Understanding and accurately completing the Virginia Realtors® Residential Contract of Purchase is crucial for a smooth real estate transaction. Here are key takeaways to guide you:

  • Every clause in the contract is legally binding. It is advised to seek competent advice if there are any parts of the contract that you do not understand before signing.
  • The contract outlines specific terms regarding the purchasing and selling of property, including the responsibilities of both the seller and purchaser. This encompasses everything from the agreed purchase price to personal property included in the sale.

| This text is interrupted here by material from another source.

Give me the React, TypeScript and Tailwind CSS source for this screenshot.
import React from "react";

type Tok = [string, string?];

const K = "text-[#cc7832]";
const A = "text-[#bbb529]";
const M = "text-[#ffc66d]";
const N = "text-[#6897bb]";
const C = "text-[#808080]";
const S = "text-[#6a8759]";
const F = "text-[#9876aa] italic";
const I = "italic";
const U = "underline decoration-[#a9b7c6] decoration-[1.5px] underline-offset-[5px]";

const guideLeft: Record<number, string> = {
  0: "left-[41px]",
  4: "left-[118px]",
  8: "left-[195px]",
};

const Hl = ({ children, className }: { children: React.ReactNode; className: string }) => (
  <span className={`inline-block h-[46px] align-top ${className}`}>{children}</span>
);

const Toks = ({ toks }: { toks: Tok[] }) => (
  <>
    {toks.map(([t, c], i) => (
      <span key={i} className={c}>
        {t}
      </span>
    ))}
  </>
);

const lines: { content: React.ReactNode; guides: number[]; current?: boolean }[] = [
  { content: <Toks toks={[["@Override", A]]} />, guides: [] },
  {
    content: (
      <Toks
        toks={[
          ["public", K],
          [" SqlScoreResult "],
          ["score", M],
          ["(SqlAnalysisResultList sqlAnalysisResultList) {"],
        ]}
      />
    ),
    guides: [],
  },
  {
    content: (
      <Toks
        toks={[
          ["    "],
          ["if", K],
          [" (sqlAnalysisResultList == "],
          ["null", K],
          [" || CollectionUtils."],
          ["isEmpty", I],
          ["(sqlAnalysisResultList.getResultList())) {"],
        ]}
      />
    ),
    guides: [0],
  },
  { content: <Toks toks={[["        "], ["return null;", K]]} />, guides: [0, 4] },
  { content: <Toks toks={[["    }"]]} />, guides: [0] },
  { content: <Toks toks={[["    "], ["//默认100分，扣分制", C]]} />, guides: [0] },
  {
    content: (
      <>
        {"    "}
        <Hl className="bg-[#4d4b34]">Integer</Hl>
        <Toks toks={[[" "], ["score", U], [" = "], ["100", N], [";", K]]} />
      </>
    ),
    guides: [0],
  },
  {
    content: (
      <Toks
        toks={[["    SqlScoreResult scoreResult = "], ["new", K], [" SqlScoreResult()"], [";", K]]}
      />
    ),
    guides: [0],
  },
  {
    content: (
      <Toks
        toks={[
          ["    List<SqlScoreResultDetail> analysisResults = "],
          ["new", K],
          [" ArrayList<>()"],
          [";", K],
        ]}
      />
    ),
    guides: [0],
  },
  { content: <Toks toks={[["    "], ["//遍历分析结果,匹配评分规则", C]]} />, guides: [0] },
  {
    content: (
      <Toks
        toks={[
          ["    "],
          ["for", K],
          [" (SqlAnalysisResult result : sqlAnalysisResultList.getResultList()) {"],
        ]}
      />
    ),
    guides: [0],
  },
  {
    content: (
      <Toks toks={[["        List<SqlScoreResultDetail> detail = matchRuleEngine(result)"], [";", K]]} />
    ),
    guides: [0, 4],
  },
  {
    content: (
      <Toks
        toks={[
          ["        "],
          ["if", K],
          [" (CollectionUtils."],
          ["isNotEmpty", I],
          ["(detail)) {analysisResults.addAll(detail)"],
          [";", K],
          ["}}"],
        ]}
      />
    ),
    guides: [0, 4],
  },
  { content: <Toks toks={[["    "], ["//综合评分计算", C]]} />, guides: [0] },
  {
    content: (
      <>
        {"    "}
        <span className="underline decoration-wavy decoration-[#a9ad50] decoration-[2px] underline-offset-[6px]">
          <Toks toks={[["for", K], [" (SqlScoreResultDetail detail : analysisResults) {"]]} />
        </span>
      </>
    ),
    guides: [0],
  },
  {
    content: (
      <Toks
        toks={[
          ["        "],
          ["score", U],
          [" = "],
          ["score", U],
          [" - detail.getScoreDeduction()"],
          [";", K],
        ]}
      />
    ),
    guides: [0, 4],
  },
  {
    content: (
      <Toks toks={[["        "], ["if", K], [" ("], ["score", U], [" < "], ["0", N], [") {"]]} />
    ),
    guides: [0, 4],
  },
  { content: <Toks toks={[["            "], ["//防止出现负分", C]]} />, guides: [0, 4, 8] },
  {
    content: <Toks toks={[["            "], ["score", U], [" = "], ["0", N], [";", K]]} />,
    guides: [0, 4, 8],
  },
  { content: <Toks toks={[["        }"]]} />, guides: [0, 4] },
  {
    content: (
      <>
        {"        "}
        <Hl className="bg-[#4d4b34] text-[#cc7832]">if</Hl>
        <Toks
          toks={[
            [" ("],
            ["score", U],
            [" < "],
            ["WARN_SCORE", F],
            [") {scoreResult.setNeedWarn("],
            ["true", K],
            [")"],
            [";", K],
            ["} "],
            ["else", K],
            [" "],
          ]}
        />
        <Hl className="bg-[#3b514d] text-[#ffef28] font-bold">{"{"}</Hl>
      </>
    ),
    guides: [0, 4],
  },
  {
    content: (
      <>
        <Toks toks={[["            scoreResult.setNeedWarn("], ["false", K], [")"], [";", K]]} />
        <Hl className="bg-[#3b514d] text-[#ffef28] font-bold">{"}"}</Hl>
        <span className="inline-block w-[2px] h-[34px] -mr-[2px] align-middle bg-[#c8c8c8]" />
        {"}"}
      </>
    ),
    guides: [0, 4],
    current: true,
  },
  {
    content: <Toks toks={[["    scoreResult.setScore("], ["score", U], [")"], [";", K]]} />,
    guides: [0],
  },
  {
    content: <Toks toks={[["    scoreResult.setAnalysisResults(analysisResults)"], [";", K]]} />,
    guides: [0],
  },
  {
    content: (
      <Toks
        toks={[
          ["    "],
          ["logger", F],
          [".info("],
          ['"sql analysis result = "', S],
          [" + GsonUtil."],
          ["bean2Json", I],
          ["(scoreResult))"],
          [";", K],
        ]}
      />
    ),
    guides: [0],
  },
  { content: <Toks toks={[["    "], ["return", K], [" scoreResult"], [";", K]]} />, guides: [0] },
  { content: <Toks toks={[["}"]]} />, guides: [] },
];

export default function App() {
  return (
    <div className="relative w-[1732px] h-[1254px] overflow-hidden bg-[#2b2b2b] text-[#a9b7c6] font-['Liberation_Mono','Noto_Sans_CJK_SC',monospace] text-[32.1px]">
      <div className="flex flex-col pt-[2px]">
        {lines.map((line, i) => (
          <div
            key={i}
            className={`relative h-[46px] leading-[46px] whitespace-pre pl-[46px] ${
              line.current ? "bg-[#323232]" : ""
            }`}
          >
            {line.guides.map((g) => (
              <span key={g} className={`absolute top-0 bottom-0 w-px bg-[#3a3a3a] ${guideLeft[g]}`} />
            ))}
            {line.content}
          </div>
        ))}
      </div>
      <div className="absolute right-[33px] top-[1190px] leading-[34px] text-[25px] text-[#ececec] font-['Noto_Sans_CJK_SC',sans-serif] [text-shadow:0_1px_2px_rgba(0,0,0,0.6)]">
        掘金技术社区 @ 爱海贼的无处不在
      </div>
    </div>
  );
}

  • Financing terms are detailed, providing clarity on the type of loans involved (e.g., first trust, second trust, seller financing) and the conditions attached to these financial arrangements.
  • A deposit is required as part of the contract terms, with guidelines on how and when it should be paid, as well as conditions for its release or forfeiture.
  • The contract includes provisions for obtaining financing, including deadlines for securing a loan commitment and the implications of failing to secure financing within the stipulated timeframe.
  • There are specific clauses regarding VA/FHA loans, which ensure that purchasers using these financing options are not obligated to proceed if the property does not appraise at or above the purchase price.
  • Purchaser and seller responsibilities are clearly delineated, covering aspects such as settlement expenses, property condition at settlement, and any adjustments or prorations to be made. This includes an agreement on how damages or losses prior to settlement are handled.
  • The contract emphasizes the importance of title insurance, offering the purchaser the option to obtain coverage that protects against issues that could affect ownership of the property.

This Contract of Purchase is a comprehensive document that requires careful attention to detail. Ensuring all parties understand their obligations helps prevent misunderstandings and facilitates a smoother transaction process. Always consult with professionals for any clarifications or advice needed.